The capture of the BEF would likely have taken the British out of the war and, with them, their navy and their connections to their Empire and Commonwealth countries. The Mediterranean would have become an Axis lake. Rommel would have had no opposition sweeping across North Africa, closing the Suez Canal and moving on to the oil-rich Middle East.

The U.S. would have had no base for mounting an offensive against Hitler’s Europe, and, most important, the Germans would have been free to marshal all their forces against Russia. If the Soviet Union had fallen, as it came so very close to doing, Nazi Germany would have reigned supreme over the West and practically all the world for who knows how long?

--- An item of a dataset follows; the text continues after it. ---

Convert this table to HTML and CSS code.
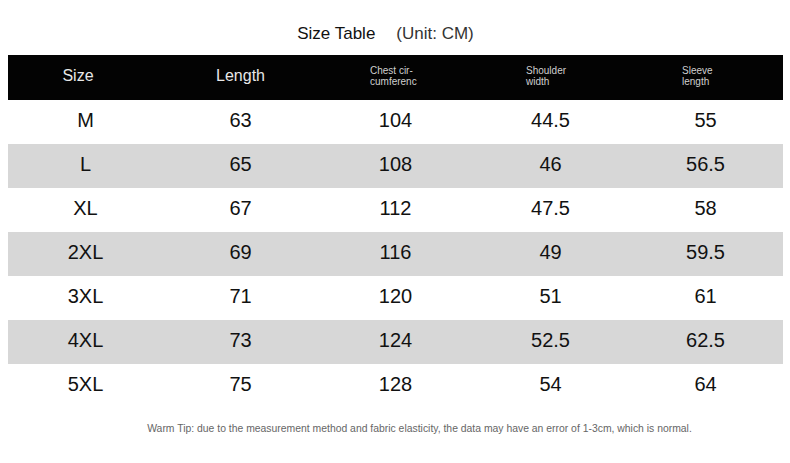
FILE: index.html
```html
<!DOCTYPE html>
<html>
<head>
<meta charset="utf-8">
<link rel="stylesheet" href="styles.css">
</head>
<body>
<div class="page">
  <div class="title"><span class="t-main">Size Table</span><span class="t-unit">(Unit: CM)</span></div>
  <div class="table">
    <div class="row head">
      <div class="cell"><span class="h-big h-size">Size</span></div>
      <div class="cell"><span class="h-big">Length</span></div>
      <div class="cell"><span class="h-small h-chest">Chest cir-<br>cumferenc</span></div>
      <div class="cell"><span class="h-small h-shoulder">Shoulder<br>width</span></div>
      <div class="cell"><span class="h-small h-sleeve">Sleeve<br>length</span></div>
    </div>
    <div class="row"><div class="cell">M</div><div class="cell">63</div><div class="cell">104</div><div class="cell">44.5</div><div class="cell">55</div></div>
    <div class="row alt"><div class="cell">L</div><div class="cell">65</div><div class="cell">108</div><div class="cell">46</div><div class="cell">56.5</div></div>
    <div class="row"><div class="cell">XL</div><div class="cell">67</div><div class="cell">112</div><div class="cell">47.5</div><div class="cell">58</div></div>
    <div class="row alt"><div class="cell">2XL</div><div class="cell">69</div><div class="cell">116</div><div class="cell">49</div><div class="cell">59.5</div></div>
    <div class="row"><div class="cell">3XL</div><div class="cell">71</div><div class="cell">120</div><div class="cell">51</div><div class="cell">61</div></div>
    <div class="row alt"><div class="cell">4XL</div><div class="cell">73</div><div class="cell">124</div><div class="cell">52.5</div><div class="cell">62.5</div></div>
    <div class="row"><div class="cell">5XL</div><div class="cell">75</div><div class="cell">128</div><div class="cell">54</div><div class="cell">64</div></div>
  </div>
  <div class="tip">Warm Tip: due to the measurement method and fabric elasticity, the data may have an error of 1-3cm, which is normal.</div>
</div>
</body>
</html>
```
FILE: styles.css
```css
html, body {
  margin: 0;
  padding: 0;
  background: #fff;
}
body {
  font-family: "Liberation Sans", Arial, sans-serif;
  color: #111;
}
.page {
  width: 790px;
  height: 463px;
  padding: 0 7px 0 8px;
  box-sizing: border-box;
}
.title {
  height: 55px;
  display: flex;
  justify-content: center;
  align-items: center;
  padding-right: 20px;
  padding-top: 12px;
  box-sizing: border-box;
  font-size: 17px;
  gap: 21px;
}
.t-main { color: #111; }
.t-unit { color: #333; }
.table {
  width: 775px;
}
.row {
  display: grid;
  grid-template-columns: repeat(5, 155px);
  height: 44px;
  align-items: center;
}
.row.alt {
  background: #d7d7d7;
}
.row.head {
  background: #030303;
  height: 45px;
}
.cell {
  text-align: center;
  font-size: 20px;
  line-height: 40px;
  padding-bottom: 4px;
  color: #111;
}
.row.head .cell {
  color: #e8e8e8;
  display: flex;
  justify-content: center;
  align-items: center;
  height: 45px;
  padding-bottom: 0;
  line-height: normal;
}
.h-big {
  font-size: 16px;
  line-height: 18px;
  margin-bottom: 3px;
}
.h-size {
  margin-right: 15px;
}
.h-small {
  font-size: 10px;
  line-height: 11px;
  width: 51px;
  text-align: left;
  margin-bottom: 4px;
  color: #cfcfcf;
  white-space: nowrap;
}
.h-shoulder { margin-left: 2px; }
.h-sleeve { margin-left: 4px; }
.tip {
  text-align: center;
  font-size: 10.4px;
  color: #666;
  margin-top: 15px;
  padding-left: 48px;
}
```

Democracy in Europe would have died an ugly death, and consider the cultural consequences. We’re talking about a vastly different world. The Britain we know now would never have been. No George Orwell (or at least no “Animal Farm” and “1984”), no Philip Larkin, no Bond, no Beatles, no BBC, maybe no Harry Potter or “Game of Thrones.” And no films by Christopher Nolan.

And who knows what the outcome of the war would have been if the U.S. had been left to face, without allies, Japan and a victorious Nazi Germany?

I’ll give the last word on the importance of Dunkirk to an American, the historian Walter Lord, author of the most enduring book on the battle, “The Miracle of Dunkirk”: “Modern war is so impersonal, it’s a rare moment when the ordinary citizen feels that he’s making a direct contribution. At Dunkirk ordinary Englishmen really did go over in little boats and rescue soldiers. Ordinary housewives really did succor the exhausted troops reeling back. History is full of occasions when armies have rushed to the aid of an embattled people; here was a case where the people rushed to the aid of an embattled army.”